Published time: September 04, 2012 15:25
Edited time: September 04, 2012 19:25
Switzerland national flags fly beside the logo of Swiss bank Credit Suisse (CS) at the company's headquarters in Zurich.(REUTERS / Arnd Wiegmann)

Switzerland national flags fly beside the logo of Swiss bank Credit Suisse (CS) at the company's headquarters in Zurich.(REUTERS / Arnd Wiegmann)

Switzerland has found itself on the brink of slipping into recession, as the country’s economy saw an unexpected contraction in the second quarter.

The latest statistics released on Tuesday showed Switzerland – which seemed to be the last outpost of stability in Europe -is slowing down together with the rest of its European neighbors.

Compared with a year earlier, the Swiss economy still managed to expand by 0.5%, but it contracted 0.1% from the first quarter.

The Swiss National Bank has been successfully minimizing the risks of recession and deflation by capping the value of the national currency and until now, the Swiss economy's relatively stable performance kept the Swiss franc at 1.20 per euro, allowing the country's high-value export industries to remain competitive. Hundreds of billions of francs were sold for euros, pushing Switzerland’s foreign exchange reserves to nearly 70% of annual output in July. SNB Chairman Thomas Jordan confirmed his intention on Monday to defend the 1.20 limit, saying any new rise in the franc would pose a major threat to the economy.

However ties with the Eurozone are too close for the small country to remain completely safe – with decreasing exports to Switzerland’s biggest trading partner, the eurozone.
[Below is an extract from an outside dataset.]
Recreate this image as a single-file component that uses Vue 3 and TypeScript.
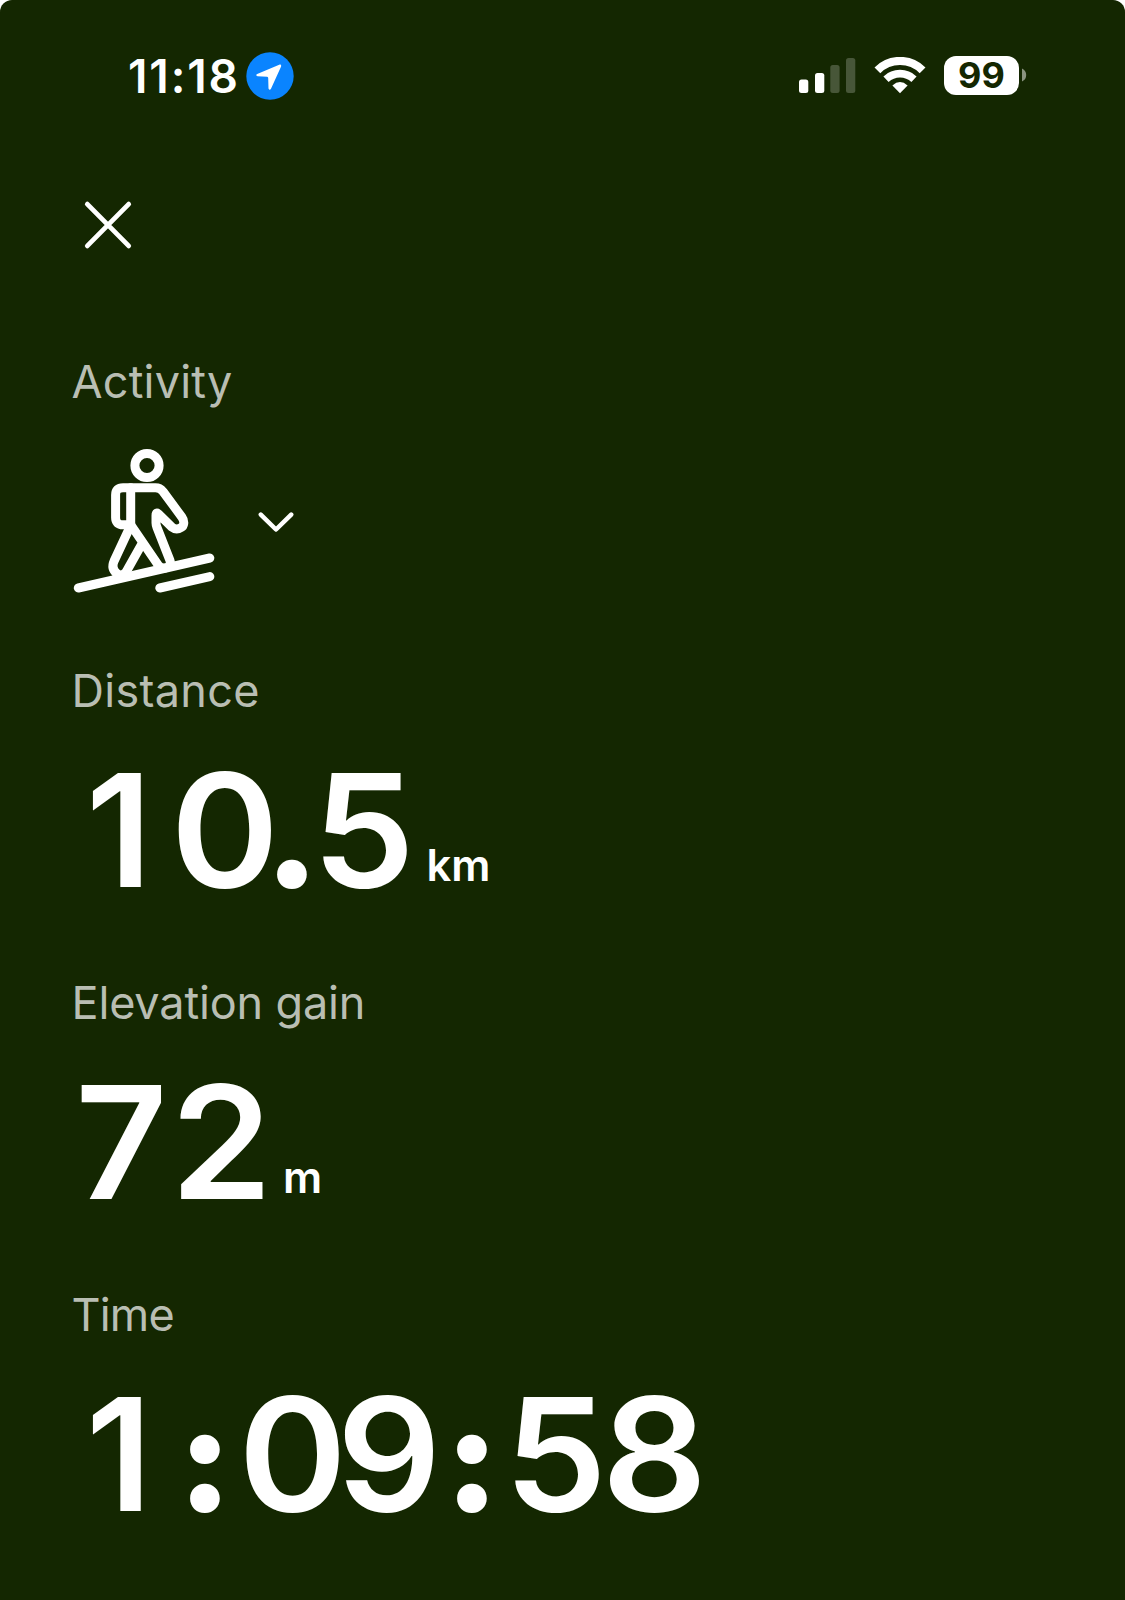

The SNB, the Swiss central bank had forecast a slowdown in GDP growth, saying it will be 1.5% by the end of the year.

Fears the contagion is spreading outside the crisis-hit Eurozone, affecting other economies mounted again on Monday when purchasing managers' indexes globally showed significant contraction in manufacturing activity. In Sweden, manufacturing activity hit a three-year low in August and unemployment rose.  Most Asian countries, including China, also saw their PMI shrinking: the manufacturing sector performance was hurt by purchasing inactivity by Western markets.

Growth in US manufacturing also remained sluggish in August as exports declined for a third straight month and businesses were slow to add new workers, as slow or even negative growth in Europe sapped foreign demand for US products, a survey showed on Tuesday. The final Markit US Manufacturing Purchasing Managers Index was at 51.5 this month, below a preliminary estimate of 51.9.